Robert Story, and first summer school
How do good ideas take shape? In the case of Wycliffe Australia’s very early history, it began with Robert Story reading a note in a Moody Monthly magazine:
SUMMER INSTITUTE OF LINGUISTICS
Offers linguistic training for missionaries to facilitate
language learning and analysis
Subjects offered: Phonetics, Phonemics, Morphology,
Field Methods, Language Learning
University of Norman, Oklahoma – Summer term
‘If only I had had this training to help me with learning Portuguese when I was in Brazil!’ thought Robert.

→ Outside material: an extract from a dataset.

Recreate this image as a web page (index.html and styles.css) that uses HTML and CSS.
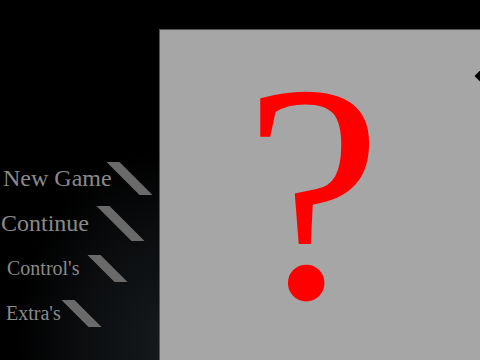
FILE: index.html
```html
<!DOCTYPE html>
<html lang="en">
<head>
  <meta charset="UTF-8" />
  <meta name="viewport" content="width=device-width, initial-scale=1.0">
  <title>Game Menu</title>
  <link rel="stylesheet" href="styles.css">
</head>
<body>

  <div class="screen">
    <nav class="menu">
      <div class="menu-item item-new">
        <span class="label">New Game</span>
        <span class="slash"></span>
      </div>
      <div class="menu-item item-continue">
        <span class="label">Continue</span>
        <span class="slash"></span>
      </div>
      <div class="menu-item item-controls">
        <span class="label">Control's</span>
        <span class="slash"></span>
      </div>
      <div class="menu-item item-extras">
        <span class="label">Extra's</span>
        <span class="slash"></span>
      </div>
    </nav>

    <main class="preview">
      <span class="mystery">?</span>
      <span class="marker"></span>
    </main>
  </div>

</body>
</html>
```

FILE: styles.css
```css
  html, body {
    margin: 0;
    height: 100%;
  }

  body {
    background: #000;
    overflow: hidden;
    font-family: "Liberation Serif", "Times New Roman", serif;
  }

  .screen {
    display: grid;
    grid-template-columns: 159px 1fr;
    height: 360px;
    background: radial-gradient(ellipse 150px 190px at 165px 340px, #161a1d 0%, #0b0d0f 55%, #000 100%);
  }

  .menu {
    display: flex;
    flex-direction: column;
    padding-top: 155px;
  }

  .menu-item {
    display: flex;
    align-items: center;
    height: 45px;
    color: #8a8a8a;
  }

  .label {
    line-height: 1;
    white-space: nowrap;
  }

  .slash {
    display: block;
    width: 13px;
    background: #6a6a6a;
    transform: skewX(45deg);
  }

  .item-new .label,
  .item-continue .label {
    font-size: 24px;
  }

  .item-controls .label,
  .item-extras .label {
    font-size: 20px;
  }

  .item-new { padding-left: 3px; }
  .item-new .slash { height: 33px; margin-left: 11px; margin-top: 2px; }

  .item-continue { padding-left: 1px; }
  .item-continue .slash { height: 35px; margin-left: 25px; margin-top: 2px; }

  .item-controls { padding-left: 7px; }
  .item-controls .slash { height: 27px; margin-left: 21px; margin-top: 2px; }

  .item-extras { padding-left: 6px; }
  .item-extras .slash { height: 27px; margin-left: 14px; margin-top: 2px; }

  .preview {
    position: relative;
    margin-top: 29px;
    background: #a6a6a6;
    border-top: 1px solid #555;
    border-left: 1px solid #555;
    display: flex;
    justify-content: center;
    align-items: flex-start;
    padding-right: 14px;
  }

  .mystery {
    color: #f00;
    font-size: 310px;
    line-height: 240px;
    margin-top: 43px;
  }

  .marker {
    position: absolute;
    top: 40px;
    right: -9px;
    width: 12px;
    height: 12px;
    background: #000;
    transform: rotate(45deg);
  }
```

This thought was quickly replaced with his responsibilities as secretary for Unevangelized Fields Mission (now Pioneers). ‘We have these young people planning to go to Papua and they are desperately looking for language training but where can we get this in Australia?,’ he wondered.
And as the idea grew, ‘Maybe Wycliffe Bible Translators in America could be attracted to Australia to teach this Summer Institute of Linguistics course?’
So Robert presented this audacious idea to the Interdenominational Missionary Fellowship (IMF) of Victoria, composed of well-known successful Christian businessmen and home-based personnel of missionary societies. They were astounded to know that Wycliffe Bible Translators in America were able to translate languages of illiterate people.
After a lively discussion, they decided to send two letters, one to the Summer Institute Linguistics (SIL) in America, and the other to the London School of Oriental Languages. London never answered, but SIL did.
The letter that Robert Story and IMF sent was dated 10 January 1947. Three years later, on 9 January 1950, the very first ‘Wycliffe School of Linguistics’ started at 9 am at the former Anglican Boys’ Grammar School at Berwick, Victoria.
All because of a note in a magazine, a man of vision, and team who dared to take the risk.